- [Short problem] Check every line of the material below for the string "components", and return the ones that have it.

┌────────

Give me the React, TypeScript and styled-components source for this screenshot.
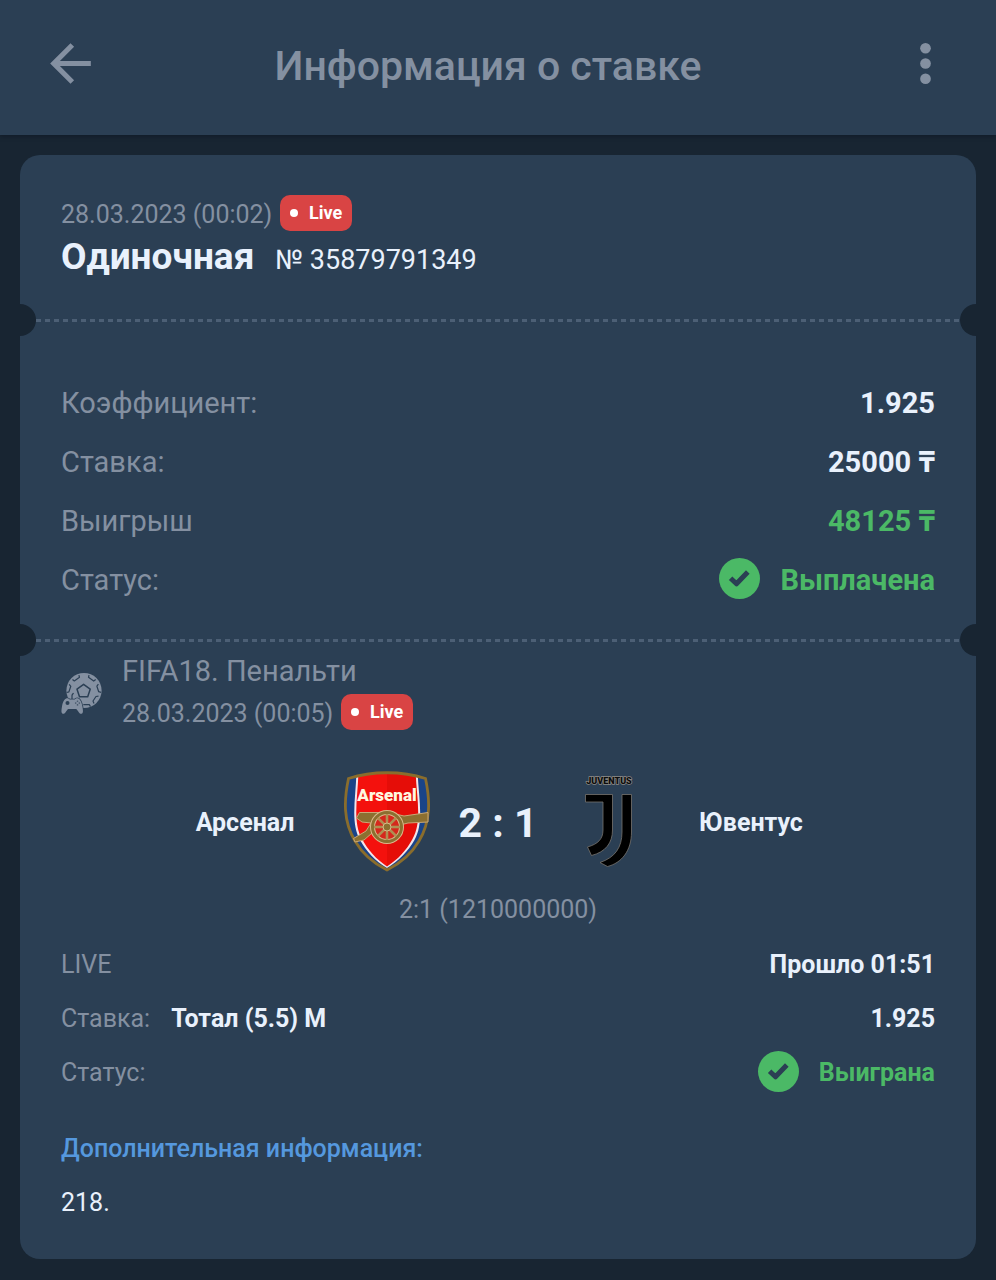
import React from "react";
import styled, { createGlobalStyle } from "styled-components";

const color = {
  page: "#182532",
  panel: "#2b3f54",
  muted: "#8490a1",
  text: "#e9f1fc",
  green: "#4bb966",
  red: "#d94444",
  link: "#5598de",
  dash: "#4c5f75",
};

const GlobalStyle = createGlobalStyle`
  * { box-sizing: border-box; }
  body {
    margin: 0;
    background: ${color.page};
    color: ${color.text};
    font-family: Roboto, "Noto Sans", sans-serif;
  }
`;

const Header = styled.header`
  display: flex;
  align-items: center;
  justify-content: space-between;
  height: 135px;
  padding: 0 40px 8px;
  background: ${color.panel};
  color: ${color.muted};
  box-shadow: 0 1px 4px rgba(8, 14, 30, 0.5);
`;

const IconButton = styled.button`
  display: flex;
  padding: 0;
  border: 0;
  background: none;
  color: inherit;
  cursor: pointer;
`;

const PageTitle = styled.h1`
  flex: 1;
  margin: 0;
  padding: 4px 20px 0 0;
  text-align: center;
  font-size: 41px;
  line-height: 48px;
  font-weight: 500;
`;

const Main = styled.main`
  padding: 20px;
`;

const Ticket = styled.article`
  overflow: hidden;
  padding-bottom: 29px;
  border-radius: 20px;
  background: ${color.panel};
`;

const Section = styled.section<{ $top: number; $bottom?: number }>`
  padding: ${(p) => p.$top}px 41px ${(p) => p.$bottom ?? 0}px;
`;

const Perforation = styled.div`
  display: flex;
  align-items: center;
  justify-content: space-between;
  height: 32px;
`;

const Notch = styled.span<{ $side: "left" | "right" }>`
  width: 16px;
  height: 32px;
  background: ${color.page};
  border-radius: ${(p) => (p.$side === "left" ? "0 16px 16px 0" : "16px 0 0 16px")};
`;

const DashedLine = styled.span`
  flex: 1;
  height: 3px;
  background: repeating-linear-gradient(90deg, ${color.dash} 0 5px, transparent 5px 9px);
`;

const DateLine = styled.div`
  display: flex;
  align-items: center;
  gap: 8px;
  height: 36px;
  color: ${color.muted};
  font-size: 25px;
  line-height: 36px;

  > time {
    padding-top: 3px;
  }
`;

const Badge = styled.span`
  display: flex;
  align-items: center;
  justify-content: space-between;
  width: 72px;
  height: 36px;
  padding: 0 10px;
  border-radius: 10px;
  background: ${color.red};
  color: #fff;
  font-size: 18px;
  font-weight: 700;
`;

const Dot = styled.i`
  width: 8px;
  height: 8px;
  border-radius: 50%;
  background: #fff;
`;

const BetLine = styled.div`
  display: flex;
  align-items: baseline;
  gap: 21px;
  height: 73px;
  line-height: 52px;
`;

const BetType = styled.h2`
  margin: 0;
  font-size: 37px;
  font-weight: 700;
`;

const BetNumber = styled.span`
  font-size: 27px;
`;

const Rows = styled.dl<{ $large?: boolean }>`
  margin: 0;
  font-size: ${(p) => (p.$large ? 29 : 25)}px;
  line-height: ${(p) => (p.$large ? 59 : 54)}px;
`;

const Row = styled.div`
  display: flex;
  justify-content: space-between;
`;

const Label = styled.dt`
  color: ${color.muted};
`;

const Value = styled.dd<{ $good?: boolean; $start?: boolean }>`
  display: flex;
  align-items: center;
  gap: 20px;
  flex: ${(p) => (p.$start ? "1" : "none")};
  margin: 0 0 0 ${(p) => (p.$start ? 21 : 0)}px;
  color: ${(p) => (p.$good ? color.green : color.text)};
  font-weight: 700;

  > svg {
    margin-bottom: 4px;
  }
`;

const EventHead = styled.div`
  display: flex;
  gap: 20px;
  padding-bottom: 31px;
  color: ${color.muted};

  > svg {
    margin-top: 16px;
  }
`;

const League = styled.h3`
  margin: 0;
  padding-bottom: 8px;
  font-size: 29px;
  line-height: 30px;
  font-weight: 400;
`;

const Match = styled.div`
  display: flex;
  align-items: center;
  justify-content: center;
  height: 120px;
`;

const Team = styled.span`
  width: 180px;
  padding-top: 3px;
  text-align: center;
  font-size: 25px;
  font-weight: 700;
`;

const Crest = styled.span`
  display: flex;
  justify-content: center;
  width: 104px;
`;

const Score = styled.strong`
  width: 118px;
  padding-top: 3px;
  text-align: center;
  font-size: 41px;
  font-weight: 700;
`;

const Periods = styled.p`
  margin: 0;
  text-align: center;
  color: ${color.muted};
  font-size: 25px;
  line-height: 57px;
`;

const MoreInfo = styled.div`
  padding-top: 22px;
  font-size: 25px;
  line-height: 54px;
`;

const MoreTitle = styled.h4`
  margin: 0;
  color: ${color.link};
  font-size: inherit;
  font-weight: 500;
`;

const MoreText = styled.p`
  margin: 0;
`;

const BackIcon = () => (
  <svg width="61" height="61" viewBox="0 0 24 24" fill="currentColor" aria-hidden="true">
    <path d="M20 11H7.83l5.59-5.59L12 4l-8 8 8 8 1.41-1.41L7.83 13H20z" />
  </svg>
);

const MoreIcon = () => (
  <svg width="61" height="61" viewBox="0 0 24 24" fill="currentColor" aria-hidden="true">
    <circle cx="12" cy="6" r="2.1" />
    <circle cx="12" cy="12" r="2.1" />
    <circle cx="12" cy="18" r="2.1" />
  </svg>
);

const CheckIcon = () => (
  <svg width="41" height="41" viewBox="0 0 41 41" aria-hidden="true">
    <circle cx="20.5" cy="20.5" r="20.5" fill={color.green} />
    <path
      d="M11.6 20.2l5.900 5.600L28.800 14"
      fill="none"
      stroke={color.panel}
      strokeWidth="5"
      strokeLinejoin="round"
    />
  </svg>
);

const FootballIcon = () => (
  <svg width="41" height="42" viewBox="0 0 41 42" aria-hidden="true">
    <circle cx="23" cy="18.5" r="17.6" fill={color.muted} />
    <g fill="none" stroke={color.panel} strokeLinejoin="round">
      <path d="M22.600 12.300l6.600 4.900-2.500 7.600h-8.200l-2.500-7.600z" strokeWidth="1.500" />
      <path
        d="M11.500 7.500l1.800 1.500 5.200-3.700-.6-2.200M28 3.100l-.5 2.200 5.200 3.800 2-1.500M5.700 20.500l2.200-.6 1.900-5.600-1.600-2M40 20.300l-2.300-.6-1.800-5.500 1.500-2M29.500 34.600l-1.200-2h-6M33 31.500l-1-2.500 3-4.500 2.500-.3"
        strokeWidth="1.200"
      />
    </g>
    <path
      d="M5.200 26.500c1.500-.6 2.800.2 3.500 1h5c.7-.8 2-1.600 3.500-1 2.600 1 3.700 5 4.300 8.500.6 3.700.9 6.500-1 6.800-2.600.3-3.800-4.300-5.500-4.800H7.400c-1.700.5-2.900 5.100-5.500 4.800-1.900-.3-1.600-3.100-1-6.800.6-3.500 1.700-7.500 4.300-8.500z"
      fill={color.muted}
      stroke={color.panel}
      strokeWidth="1.600"
      paintOrder="stroke"
    />
    <path
      d="M11 27v-3.500c0-1 1-1.500 1.500-2.500"
      fill="none"
      stroke={color.panel}
      strokeWidth="1.200"
    />
    <circle cx="6.500" cy="31" r="2" fill={color.panel} />
    <g fill={color.panel} opacity=".7">
      <circle cx="16.500" cy="29.300" r=".8" />
      <circle cx="16.500" cy="32.900" r=".8" />
      <circle cx="14.700" cy="31.100" r=".8" />
      <circle cx="18.300" cy="31.100" r=".8" />
    </g>
  </svg>
);

const SPOKES = [0, 45, 90, 135, 180, 225, 270, 315];
const SHIELD =
  "M4.500 8.500C28 .8 58 .8 81.500 8.500 86 30 87 51 75 71 68 83 57 93 43 100 29 93 18 83 11 71-1 51 0 30 4.500 8.500z";

const ArsenalCrest = () => (
  <svg width="86" height="102" viewBox="0 0 86 102" role="img" aria-label="Арсенал">
    <defs>
      <clipPath id="shield">
        <path d={SHIELD} />
      </clipPath>
    </defs>
    <g clipPath="url(#shield)">
      <rect width="86" height="102" fill="#1a4488" />
      <path d="M12.500 0h61c1 28 7 52-3 70-6 11-16 21-27.500 28C31 91 22 81 16 70 6 52 12 28 12.500 0z" fill="#f3e6ec" />
      <path d="M14.500 0H43v96.500C32 89 24 80 18 69 8 51 14 28 14.500 0z" fill="#f4110d" />
      <path d="M43 0h28.500c1 28 7 51-3 69-6 11-14 20-25.500 27.500z" fill="#e50d08" />
    </g>
    <path d={SHIELD} fill="none" stroke="#8a6d2c" strokeWidth="2.800" />
    <path
      d="M12.500 48l3-5.500H45l15 3.500 24-3.500v9.500l-20 1-12 3-14 4-10 3-8 7-9 2-1.500-3.500L22 61l5-8-9-1z"
      fill="#8c6f30"
      stroke="#c9a878"
      strokeWidth="1"
      strokeLinejoin="round"
    />
    <circle cx="43" cy="57" r="14.500" fill="#d5281c" stroke="#d9b98b" strokeWidth="5" />
    <circle cx="43" cy="57" r="14.500" fill="none" stroke="#8c6f30" strokeWidth="3" />
    {SPOKES.map((angle) => (
      <path
        key={angle}
        d="M43 57V44"
        transform={`rotate(${angle} 43 57)`}
        stroke="#b08f52"
        strokeWidth="2.600"
      />
    ))}
    <circle cx="43" cy="57" r="4" fill="#8c6f30" stroke="#d9b98b" />
    <text
      x="43"
      y="31"
      textAnchor="middle"
      fill="#fff8e0"
      fontFamily="Roboto, sans-serif"
      fontSize="17"
      fontWeight="900"
    >
      Arsenal
    </text>
  </svg>
);

const JuventusCrest = () => (
  <svg width="50" height="94" viewBox="0 0 50 94" overflow="visible" role="img" aria-label="Ювентус">
    <text
      x="25"
      y="10"
      textAnchor="middle"
      fill="#0c0c0c"
      stroke="#8d8a86"
      strokeWidth="1.500"
      paintOrder="stroke"
      fontFamily="Roboto, sans-serif"
      fontSize="9"
      fontWeight="900"
    >
      JUVENTUS
    </text>
    <g fill="#000" stroke="#77736e" strokeWidth=".8">
      <path d="M1.500 20.500h27V56c0 13-7 22-21 25.500L3.500 73C14 70 19 65 19 56V28H1.500z" />
      <path d="M38 20.500h9.500V58c0 19-10 31-24 34.500L16 88.500c15-5 22-15 22-30.500z" />
    </g>
  </svg>
);

const LiveBadge = () => (
  <Badge>
    <Dot />
    Live
  </Badge>
);

const Divider = () => (
  <Perforation>
    <Notch $side="left" />
    <DashedLine />
    <Notch $side="right" />
  </Perforation>
);

export default function App() {
  return (
    <>
      <GlobalStyle />
      <Header>
        <IconButton type="button" aria-label="Назад">
          <BackIcon />
        </IconButton>
        <PageTitle>Информация о ставке</PageTitle>
        <IconButton type="button" aria-label="Меню">
          <MoreIcon />
        </IconButton>
      </Header>
      <Main>
        <Ticket>
          <Section $top={40}>
            <DateLine>
              <time dateTime="2023-03-28T00:02">28.03.2023 (00:02)</time>
              <LiveBadge />
            </DateLine>
            <BetLine>
              <BetType>Одиночная</BetType>
              <BetNumber>№ 35879791349</BetNumber>
            </BetLine>
          </Section>
          <Divider />
          <Section $top={38} $bottom={14}>
            <Rows $large>
              <Row>
                <Label>Коэффициент:</Label>
                <Value>1.925</Value>
              </Row>
              <Row>
                <Label>Ставка:</Label>
                <Value>25000 ₸</Value>
              </Row>
              <Row>
                <Label>Выигрыш</Label>
                <Value $good>48125 ₸</Value>
              </Row>
              <Row>
                <Label>Статус:</Label>
                <Value $good>
                  <CheckIcon />
                  Выплачена
                </Value>
              </Row>
            </Rows>
          </Section>
          <Divider />
          <Section $top={0}>
            <EventHead>
              <FootballIcon />
              <div>
                <League>FIFA18. Пенальти</League>
                <DateLine>
                  <time dateTime="2023-03-28T00:05">28.03.2023 (00:05)</time>
                  <LiveBadge />
                </DateLine>
              </div>
            </EventHead>
            <Match>
              <Team>Арсенал</Team>
              <Crest>
                <ArsenalCrest />
              </Crest>
              <Score>2 : 1</Score>
              <Crest>
                <JuventusCrest />
              </Crest>
              <Team>Ювентус</Team>
            </Match>
            <Periods>2:1 (1210000000)</Periods>
            <Rows>
              <Row>
                <Label>LIVE</Label>
                <Value>Прошло 01:51</Value>
              </Row>
              <Row>
                <Label>Ставка:</Label>
                <Value $start>Тотал (5.5) М</Value>
                <Value>1.925</Value>
              </Row>
              <Row>
                <Label>Статус:</Label>
                <Value $good>
                  <CheckIcon />
                  Выиграна
                </Value>
              </Row>
            </Rows>
            <MoreInfo>
              <MoreTitle>Дополнительная информация:</MoreTitle>
              <MoreText>218.</MoreText>
            </MoreInfo>
          </Section>
        </Ticket>
      </Main>
    </>
  );
}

└────────

- [Response to the task]
Give me the React, TypeScript and styled-components source for this screenshot.
import styled, { createGlobalStyle } from "styled-components";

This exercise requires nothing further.